Hospitals were a frequent stop for Shakil Davis every time he tried to quit drinking.
The Albuquerque accountant sought relief from emergency rooms when unbearable withdrawal symptoms took hold — severe nausea, anxiety and a pounding heart rate.
The ER was his go-to health care provider until his frequent visits there led him to Shelby McDaniel, a recovery support assistant for Health Care Service Corporation's plan in New Mexico. She connects Medicaid members to resources they need to begin recovery and helps them stay on track.
"She came to meet me at the hospital,” Davis, 44, recalls. She simply asked how she could support him in his recovery. “It built up my trust. It is not just about health insurance. There’s more to it.”
McDaniel routinely meets members like Davis, who repeatedly seek emergency room care when facing a substance use or mental health crisis. She attempts to encounter members when they are most vulnerable — and possibly most willing — to embrace intervention, especially from someone who’s been in a similar situation.
As a state-certified peer support specialist, McDaniel’s experience with mental illness, homelessness and recovery uniquely qualifies her to understand and empathize with members as she helps them gradually loosen the grip their disorders hold on them. Her success hinges on a special blend of patience and persistence because many members, skeptical of her intentions, resist the help.
"I try to put myself in their shoes when I was in my dark place in my recovery,” McDaniel says of her approach with members. “I didn’t want somebody to give up on me. My members don’t want me to give up on them.”
Increased engagement, decreased ER use
Emergency rooms long have been the primary health care source for many patients with substance abuse disorders and mental illness. About 1 in 8 ER visits involves a mental illness or substance use disorder, according to research by the U.S. Department of Health and Human Services. Emergency room visits for alcohol and substance use disorders jumped about 75% between 2006 and 2014.
However, after treating patients, hospitals may discharge them without providing services or referrals for follow-up outpatient care or treatment. So, another mental health or substance use crisis leads to another trip to the emergency room.
This pattern inspired hospitals and other health care organizations nationwide to create programs involving peer coaches and advocates. Drawing on their own experiences, these supporters can establish strong connections with patients and guide them toward long-term solutions.
Two years ago, HCSC started its peer support program after finding almost a third of emergency room visits by its New Mexico Medicaid members were related to substance use and mental illness.
"A lot of times they don’t understand that there are alternatives,” says Russ Liles, manager of the New Mexico Plan’s clinical business solutions. “They’ve used emergency rooms as their sources of care for years. It’s not a good way to access care.”
So far, emergency room visits have plummeted almost 70% among the program’s participating members. Additionally, the number of those members readmitted to hospitals within 30 days of receiving care have dropped more than 50%. HCSC's plan in Illinois is beginnig to replicate the program because of its success.
Finding ER alternatives
HCSC employs more than 20 recovery support specialists in New Mexico to help Medicaid members grappling with substance use disorders and mental illnesses. A computer system in hospitals throughout the state, called the Emergency Department Information Exchange (EDIE), notifies their supervisor, Jeri Hollan, after a member arrives seeking care for substance use disorder or mental illness.
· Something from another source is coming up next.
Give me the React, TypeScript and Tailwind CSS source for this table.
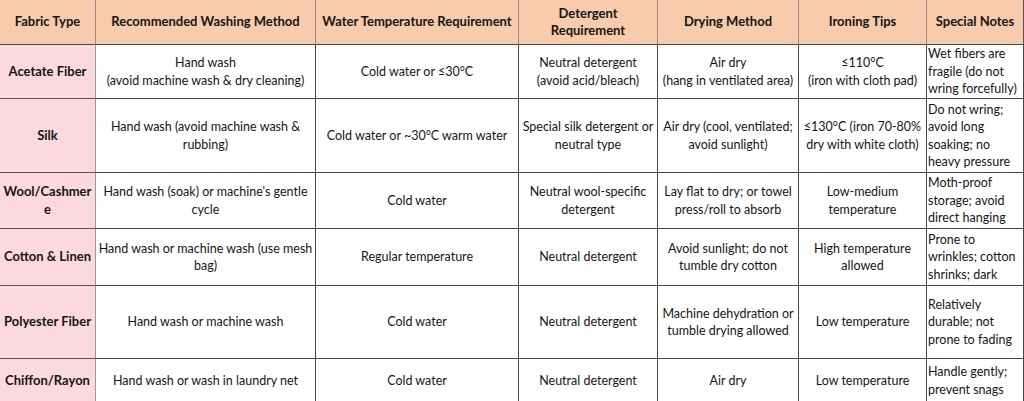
import React from "react"

type Row = {
  fabric: string[]
  cells: string[][]
  notes: string[]
  h: string
}

const headers: string[][] = [
  ["Fabric Type"],
  ["Recommended Washing Method"],
  ["Water Temperature Requirement"],
  ["Detergent", "Requirement"],
  ["Drying Method"],
  ["Ironing Tips"],
  ["Special Notes"],
]

const rows: Row[] = [
  {
    fabric: ["Acetate Fiber"],
    cells: [
      ["Hand wash", "(avoid machine wash & dry cleaning)"],
      ["Cold water or ≤30°C"],
      ["Neutral detergent", "(avoid acid/bleach)"],
      ["Air dry", "(hang in ventilated area)"],
      ["≤110°C", "(iron with cloth pad)"],
    ],
    notes: ["Wet fibers are", "fragile (do not", "wring forcefully)"],
    h: "h-[54px]",
  },
  {
    fabric: ["Silk"],
    cells: [
      ["Hand wash (avoid machine wash &", "rubbing)"],
      ["Cold water or ~30°C warm water"],
      ["Special silk detergent or", "neutral type"],
      ["Air dry (cool, ventilated;", "avoid sunlight)"],
      ["≤130°C (iron 70-80%", "dry with white cloth)"],
    ],
    notes: ["Do not wring;", "avoid long", "soaking; no", "heavy pressure"],
    h: "h-[74px]",
  },
  {
    fabric: ["Wool/Cashmer", "e"],
    cells: [
      ["Hand wash (soak) or machine's gentle", "cycle"],
      ["Cold water"],
      ["Neutral wool-specific", "detergent"],
      ["Lay flat to dry; or towel", "press/roll to absorb"],
      ["Low-medium", "temperature"],
    ],
    notes: ["Moth-proof", "storage; avoid", "direct hanging"],
    h: "h-[56px]",
  },
  {
    fabric: ["Cotton & Linen"],
    cells: [
      ["Hand wash or machine wash (use mesh", "bag)"],
      ["Regular temperature"],
      ["Neutral detergent"],
      ["Avoid sunlight; do not", "tumble dry cotton"],
      ["High temperature", "allowed"],
    ],
    notes: ["Prone to", "wrinkles; cotton", "shrinks; dark"],
    h: "h-[57px]",
  },
  {
    fabric: ["Polyester Fiber"],
    cells: [
      ["Hand wash or machine wash"],
      ["Cold water"],
      ["Neutral detergent"],
      ["Machine dehydration or", "tumble drying allowed"],
      ["Low temperature"],
    ],
    notes: ["Relatively", "durable; not", "prone to fading"],
    h: "h-[73px]",
  },
  {
    fabric: ["Chiffon/Rayon"],
    cells: [
      ["Hand wash or wash in laundry net"],
      ["Cold water"],
      ["Neutral detergent"],
      ["Air dry"],
      ["Low temperature"],
    ],
    notes: ["Handle gently;", "prevent snags"],
    h: "h-[44px]",
  },
]

function Lines({ lines }: { lines: string[] }) {
  return (
    <>
      {lines.map((l, i) => (
        <div key={i} className="whitespace-nowrap">
          {l}
        </div>
      ))}
    </>
  )
}

export default function App() {
  return (
    <div
      className="h-[401px] w-[1024px] overflow-hidden bg-white text-[12.5px] leading-[17.5px] text-[#151515]"
      style={{ fontFamily: "Lato, 'Open Sans', sans-serif" }}
    >
      <div className="grid grid-cols-[96px_220px_203px_139px_141px_128px_97px]">
        {headers.map((h, i) => (
          <div
            key={i}
            className={`flex h-[45px] flex-col items-center justify-center border-b border-b-[#444] bg-[#f8cbad] text-center text-[13px] font-bold ${
              i < 6 ? "border-r border-r-[#9c8a80]" : "border-r border-r-[#555]"
            }`}
          >
            <Lines lines={h} />
          </div>
        ))}

        {rows.map((r, ri) => (
          <React.Fragment key={ri}>
            <div
              className={`${r.h} flex flex-col items-center justify-center border-b border-r border-b-[#555] border-r-[#999] bg-[#fbd9de] text-center text-[13px] font-bold`}
            >
              <Lines lines={r.fabric} />
            </div>
            {r.cells.map((c, ci) => (
              <div
                key={ci}
                className={`${r.h} flex flex-col items-center justify-center border-b border-r border-[#444] text-center`}
              >
                <Lines lines={c} />
              </div>
            ))}
            <div
              className={`${r.h} flex flex-col justify-center border-b border-r border-[#444] pl-[1px] text-left`}
            >
              <Lines lines={r.notes} />
            </div>
          </React.Fragment>
        ))}
      </div>
    </div>
  )
}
Hollan uses those notifications to narrow down members who have sought emergency room care between two and eight times in one month. She then dispatches a specialist, who tries to get to the ER before the member leaves, which can improve intervention success.
"It’s all about engagement,” Liles says. “If we can get the engagement piece down, our chances go way up that they’ll be willing to work with us and let us help them. If we can form that relationship, then they’re more willing to give us a good phone number or answer the phone when we call.”
Once a member agrees to accept assistance, McDaniel and her colleagues can help them find doctors, housing and other resources — whatever they believe will help them begin recovery and stay out of the hospital.
“I was like our members. I was in the ER a few times a week. Many of us have that in common,” Hollan says. “We were seeking emergency services sometimes because we needed to. Other times, because there wasn’t anywhere else to go, or family didn’t know what to do with us. When you share that with somebody, when you have that experience, that barrier just starts to drop.”
Davis is among about 80 members McDaniel supports in addition to any new emergency room referrals she receives. Some members require more contact than others, depending on their needs.
“It’s just continually a lot of outreach,” she says. “You can’t force anything on someone. Every day, I meet with a member, it’s meeting them where they’re at (in recovery) that day. It can change from day to day.”
After months of working together, Davis says McDaniel has given him the encouragement, hope and belief in himself to set goals, such as starting a business, and achieve them. He credits her with changing his life.
“I only had to show willingness to be a part of recovery,” Davis says. “Shelby (McDaniel) never discouraged me or reminded me of my past. She would always be there. She still is there whenever I call her.”